Implications of Brexit for India
It is believed that Brexit, may have some positive implications for India. Existing from EU will compel UK to develop closer bilateral economic ties and Free Trade Agreements with emerging economies of Asia, like India and China.
United Kingdom is believed to be relatively more flexible and commercially open when compared with the highly regulated EU. Thus, bilateral trade will have greater scope and lesser encumbrances.
India is one of the top investors in the UK, with about 800 odd Indian-owned companies in the country, e.g. Jaguar Land Rover is owned by the Tata group. These companies employ roughly 110,000 people. Hence, Britain will look at India as a major post-Brexit trading partner.
The UK is the third largest source of foreign direct investment in India and India’s largest G20 investor. UK and Europe together account for over-a-quarter of the country’s IT exports, worth around $30bn.
Conversely, India is the third largest source of FDI to the UK in terms of numbers of projects. India invests more in the UK than in the rest of Europe combined, emerging as the UK’s third largest FDI investor.
Some of the key sectors attracting Indian investment include healthcare, agro-tech, food, and drink.

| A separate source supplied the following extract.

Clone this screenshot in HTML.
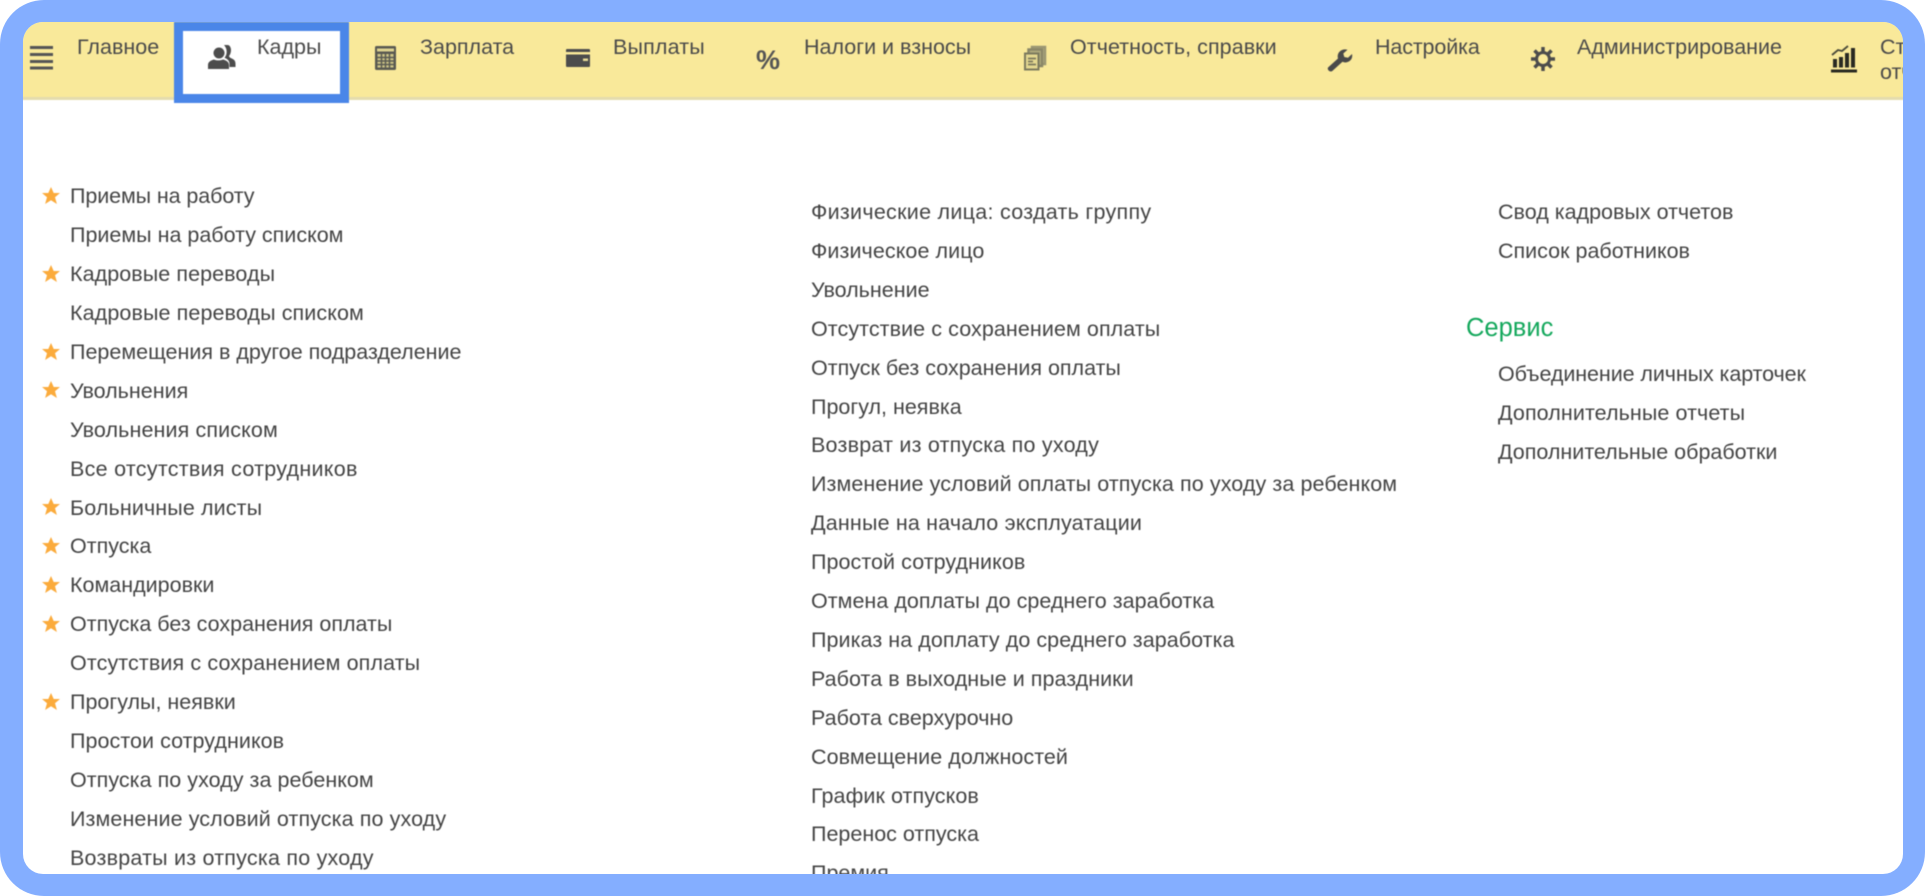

It is interesting to note that the UK is also among just seven in 25 top countries with which India enjoys a trade surplus.
Conclusion
India will stand to gain from the Brexit, because with a lower Pound value, Indian companies may be able to acquire many hi-tech assets.
Moreover, as investors look around the world for safe havens in these turbulent times, India still stands out both in terms of stability and of growth.
Britain will now be free to discuss a bilateral trade pact with India, which is bound to boost to trade ties between India and the UK.
Lastly, Brexit is good news for India students seeking higher education in Britain, who will not only find the fees and stay more affordable, but also will have higher probability of finding jobs. Britain will now need a steady inflow of talented workforce and English speaking population of India, who have been suitably skilled by the industry in-situ will be able to meet the requirements of the employers.